## GIVEN DATA
· · · ·

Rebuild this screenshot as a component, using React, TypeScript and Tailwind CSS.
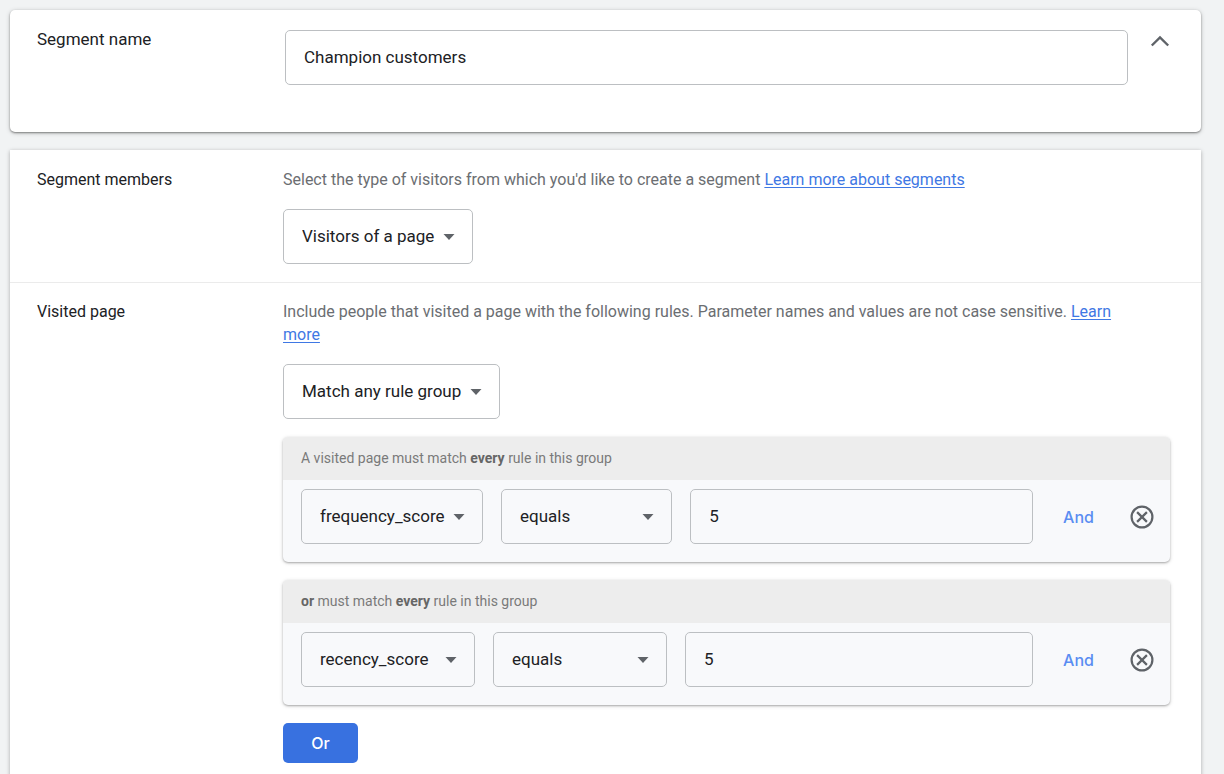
import { useState, type SelectHTMLAttributes } from "react";

type Rule = {
  id: string;
  parameter: string;
  operator: string;
  value: string;
};

const initialRules: Rule[] = [
  { id: "frequency", parameter: "frequency_score", operator: "equals", value: "5" },
  { id: "recency", parameter: "recency_score", operator: "equals", value: "5" },
];

const fieldClass =
  "h-[55px] rounded-[5px] border border-[#bcbfc2] bg-transparent text-[17px] text-[#202124] outline-none focus:border-[#3871e0]";

type SelectProps = SelectHTMLAttributes<HTMLSelectElement> & {
  label: string;
  options: string[];
};

function Select({ label, options, ...props }: SelectProps) {
  return (
    <div className="relative flex">
      <select
        aria-label={label}
        className={`${fieldClass} grow cursor-pointer appearance-none pr-[37px] pl-[18px]`}
        {...props}
      >
        {options.map((option) => (
          <option key={option}>{option}</option>
        ))}
      </select>
      <svg
        viewBox="0 0 12 6"
        className="pointer-events-none absolute top-1/2 right-[18px] h-[6px] w-[12px] -translate-y-1/2 fill-[#5f6368]"
        aria-hidden="true"
      >
        <path d="M0.5 0h11L6 6z" />
      </svg>
    </div>
  );
}

function RuleGroup({ rule, first, onChange }: { rule: Rule; first: boolean; onChange: (value: string) => void }) {
  return (
    <div className="mt-[18px] overflow-hidden rounded-[5px] bg-[#f8f9fb] shadow-[0_1px_2px_rgba(0,0,0,0.25),0_1px_4px_rgba(0,0,0,0.15)]">
      <p className="bg-[#ededed] px-[18px] py-[10px] text-sm leading-[23px] text-[#7a7a7a]">
        {first ? "A visited page" : <b className="font-bold text-[#666]">or</b>} must match{" "}
        <b className="font-bold text-[#666]">every</b> rule in this group
      </p>
      <div className="flex items-center pt-[9px] pr-4 pb-[18px] pl-[18px]">
        <div className="grid min-w-0 flex-1 grid-cols-[1fr_1fr_2fr] gap-[18px]">
          <Select label="Parameter" options={[rule.parameter]} />
          <Select label="Operator" options={[rule.operator]} />
          <input
            aria-label="Value"
            className={`${fieldClass} min-w-0 px-[18px] pb-[2px]`}
            value={rule.value}
            onChange={(event) => onChange(event.target.value)}
          />
        </div>
        <button
          type="button"
          className="w-[91px] shrink-0 font-[Inter,sans-serif] text-base font-medium text-[#5a8df2]"
        >
          And
        </button>
        <button type="button" aria-label="Remove rule" className="ml-[6px] shrink-0">
          <svg
            viewBox="0 0 24 24"
            className="size-6 fill-none stroke-[#5f6368] stroke-[2.2]"
            aria-hidden="true"
          >
            <circle cx="12" cy="12" r="10.4" />
            <path d="M7.1 7.1l9.8 9.8M16.9 7.1l-9.8 9.8" />
          </svg>
        </button>
      </div>
    </div>
  );
}

export default function App() {
  const [name, setName] = useState("Champion customers");
  const [rules, setRules] = useState(initialRules);

  const updateValue = (id: string, value: string) => {
    setRules((current) => current.map((rule) => (rule.id === id ? { ...rule, value } : rule)));
  };

  return (
    <main className="min-h-screen bg-[#f1f3f4] pt-[10px] pr-[23px] pl-[10px] font-[Roboto,sans-serif] text-[#202124]">
      <section className="flex items-start rounded-[5px] bg-white pt-5 pr-[29px] pb-[47px] pl-[27px] shadow-[0_1px_2px_rgba(0,0,0,0.4),0_1px_5px_rgba(0,0,0,0.2)]">
        <label htmlFor="segment-name" className="w-[248px] shrink-0 text-[17px] leading-[18px]">
          Segment name
        </label>
        <input
          id="segment-name"
          className={`${fieldClass} min-w-0 flex-1 px-[18px] pb-[2px]`}
          value={name}
          onChange={(event) => setName(event.target.value)}
        />
        <button type="button" aria-label="Collapse segment name" className="ml-5">
          <svg viewBox="0 0 24 24" className="size-6 fill-none stroke-[#5f6368] stroke-[2.4]" aria-hidden="true">
            <path d="M3.8 15.5L12 7.4l8.2 8.1" />
          </svg>
        </button>
      </section>

      <div className="mt-[18px] bg-white shadow-[0_1px_4px_rgba(0,0,0,0.3)]">
        <section className="flex items-start py-[18px] pr-[31px] pl-[27px]">
          <h2 className="w-[246px] shrink-0 text-base leading-[23px]">Segment members</h2>
          <div className="min-w-0 flex-1">
            <p className="text-base leading-[23px] text-[#6b6e72]">
              Select the type of visitors from which you'd like to create a segment{" "}
              <a href="#segments" className="text-[#3f78e4] underline underline-offset-2">
                Learn more about segments
              </a>
            </p>
            <div className="mt-[18px] flex">
              <Select label="Segment members" options={["Visitors of a page"]} />
            </div>
          </div>
        </section>

        <section className="flex items-start border-t border-[#ebebeb] pt-[17px] pr-[31px] pb-10 pl-[27px]">
          <h2 className="w-[246px] shrink-0 text-base leading-[23px]">Visited page</h2>
          <div className="min-w-0 flex-1">
            <p className="max-w-[860px] text-base leading-[23px] text-[#6b6e72]">
              Include people that visited a page with the following rules. Parameter names and values are not case
              sensitive.{" "}
              <a href="#rules" className="text-[#3f78e4] underline underline-offset-2">
                Learn more
              </a>
            </p>
            <div className="mt-[18px] flex">
              <Select label="Rule group matching" options={["Match any rule group"]} />
            </div>

            {rules.map((rule, index) => (
              <RuleGroup
                key={rule.id}
                rule={rule}
                first={index === 0}
                onChange={(value) => updateValue(rule.id, value)}
              />
            ))}

            <button
              type="button"
              className="mt-[18px] h-10 w-[75px] rounded-[5px] bg-[#3871e0] font-[Inter,sans-serif] text-base font-medium text-white"
            >
              Or
            </button>
          </div>
        </section>
      </div>
    </main>
  );
}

· · · ·

## PROBLEM DETAILS
Repeat the material above word for word, please, apart from its images.

## EXERCISE SOLUTION
Rebuild this screenshot as a component, using React, TypeScript and Tailwind CSS.
import { useState, type SelectHTMLAttributes } from "react";

type Rule = {
  id: string;
  parameter: string;
  operator: string;
  value: string;
};

const initialRules: Rule[] = [
  { id: "frequency", parameter: "frequency_score", operator: "equals", value: "5" },
  { id: "recency", parameter: "recency_score", operator: "equals", value: "5" },
];

const fieldClass =
  "h-[55px] rounded-[5px] border border-[#bcbfc2] bg-transparent text-[17px] text-[#202124] outline-none focus:border-[#3871e0]";

type SelectProps = SelectHTMLAttributes<HTMLSelectElement> & {
  label: string;
  options: string[];
};

function Select({ label, options, ...props }: SelectProps) {
  return (
    <div className="relative flex">
      <select
        aria-label={label}
        className={`${fieldClass} grow cursor-pointer appearance-none pr-[37px] pl-[18px]`}
        {...props}
      >
        {options.map((option) => (
          <option key={option}>{option}</option>
        ))}
      </select>
      <svg
        viewBox="0 0 12 6"
        className="pointer-events-none absolute top-1/2 right-[18px] h-[6px] w-[12px] -translate-y-1/2 fill-[#5f6368]"
        aria-hidden="true"
      >
        <path d="M0.5 0h11L6 6z" />
      </svg>
    </div>
  );
}

function RuleGroup({ rule, first, onChange }: { rule: Rule; first: boolean; onChange: (value: string) => void }) {
  return (
    <div className="mt-[18px] overflow-hidden rounded-[5px] bg-[#f8f9fb] shadow-[0_1px_2px_rgba(0,0,0,0.25),0_1px_4px_rgba(0,0,0,0.15)]">
      <p className="bg-[#ededed] px-[18px] py-[10px] text-sm leading-[23px] text-[#7a7a7a]">
        {first ? "A visited page" : <b className="font-bold text-[#666]">or</b>} must match{" "}
        <b className="font-bold text-[#666]">every</b> rule in this group
      </p>
      <div className="flex items-center pt-[9px] pr-4 pb-[18px] pl-[18px]">
        <div className="grid min-w-0 flex-1 grid-cols-[1fr_1fr_2fr] gap-[18px]">
          <Select label="Parameter" options={[rule.parameter]} />
          <Select label="Operator" options={[rule.operator]} />
          <input
            aria-label="Value"
            className={`${fieldClass} min-w-0 px-[18px] pb-[2px]`}
            value={rule.value}
            onChange={(event) => onChange(event.target.value)}
          />
        </div>
        <button
          type="button"
          className="w-[91px] shrink-0 font-[Inter,sans-serif] text-base font-medium text-[#5a8df2]"
        >
          And
        </button>
        <button type="button" aria-label="Remove rule" className="ml-[6px] shrink-0">
          <svg
            viewBox="0 0 24 24"
            className="size-6 fill-none stroke-[#5f6368] stroke-[2.2]"
            aria-hidden="true"
          >
            <circle cx="12" cy="12" r="10.4" />
            <path d="M7.1 7.1l9.8 9.8M16.9 7.1l-9.8 9.8" />
          </svg>
        </button>
      </div>
    </div>
  );
}

export default function App() {
  const [name, setName] = useState("Champion customers");
  const [rules, setRules] = useState(initialRules);

  const updateValue = (id: string, value: string) => {
    setRules((current) => current.map((rule) => (rule.id === id ? { ...rule, value } : rule)));
  };

  return (
    <main className="min-h-screen bg-[#f1f3f4] pt-[10px] pr-[23px] pl-[10px] font-[Roboto,sans-serif] text-[#202124]">
      <section className="flex items-start rounded-[5px] bg-white pt-5 pr-[29px] pb-[47px] pl-[27px] shadow-[0_1px_2px_rgba(0,0,0,0.4),0_1px_5px_rgba(0,0,0,0.2)]">
        <label htmlFor="segment-name" className="w-[248px] shrink-0 text-[17px] leading-[18px]">
          Segment name
        </label>
        <input
          id="segment-name"
          className={`${fieldClass} min-w-0 flex-1 px-[18px] pb-[2px]`}
          value={name}
          onChange={(event) => setName(event.target.value)}
        />
        <button type="button" aria-label="Collapse segment name" className="ml-5">
          <svg viewBox="0 0 24 24" className="size-6 fill-none stroke-[#5f6368] stroke-[2.4]" aria-hidden="true">
            <path d="M3.8 15.5L12 7.4l8.2 8.1" />
          </svg>
        </button>
      </section>

      <div className="mt-[18px] bg-white shadow-[0_1px_4px_rgba(0,0,0,0.3)]">
        <section className="flex items-start py-[18px] pr-[31px] pl-[27px]">
          <h2 className="w-[246px] shrink-0 text-base leading-[23px]">Segment members</h2>
          <div className="min-w-0 flex-1">
            <p className="text-base leading-[23px] text-[#6b6e72]">
              Select the type of visitors from which you'd like to create a segment{" "}
              <a href="#segments" className="text-[#3f78e4] underline underline-offset-2">
                Learn more about segments
              </a>
            </p>
            <div className="mt-[18px] flex">
              <Select label="Segment members" options={["Visitors of a page"]} />
            </div>
          </div>
        </section>

        <section className="flex items-start border-t border-[#ebebeb] pt-[17px] pr-[31px] pb-10 pl-[27px]">
          <h2 className="w-[246px] shrink-0 text-base leading-[23px]">Visited page</h2>
          <div className="min-w-0 flex-1">
            <p className="max-w-[860px] text-base leading-[23px] text-[#6b6e72]">
              Include people that visited a page with the following rules. Parameter names and values are not case
              sensitive.{" "}
              <a href="#rules" className="text-[#3f78e4] underline underline-offset-2">
                Learn more
              </a>
            </p>
            <div className="mt-[18px] flex">
              <Select label="Rule group matching" options={["Match any rule group"]} />
            </div>

            {rules.map((rule, index) => (
              <RuleGroup
                key={rule.id}
                rule={rule}
                first={index === 0}
                onChange={(value) => updateValue(rule.id, value)}
              />
            ))}

            <button
              type="button"
              className="mt-[18px] h-10 w-[75px] rounded-[5px] bg-[#3871e0] font-[Inter,sans-serif] text-base font-medium text-white"
            >
              Or
            </button>
          </div>
        </section>
      </div>
    </main>
  );
}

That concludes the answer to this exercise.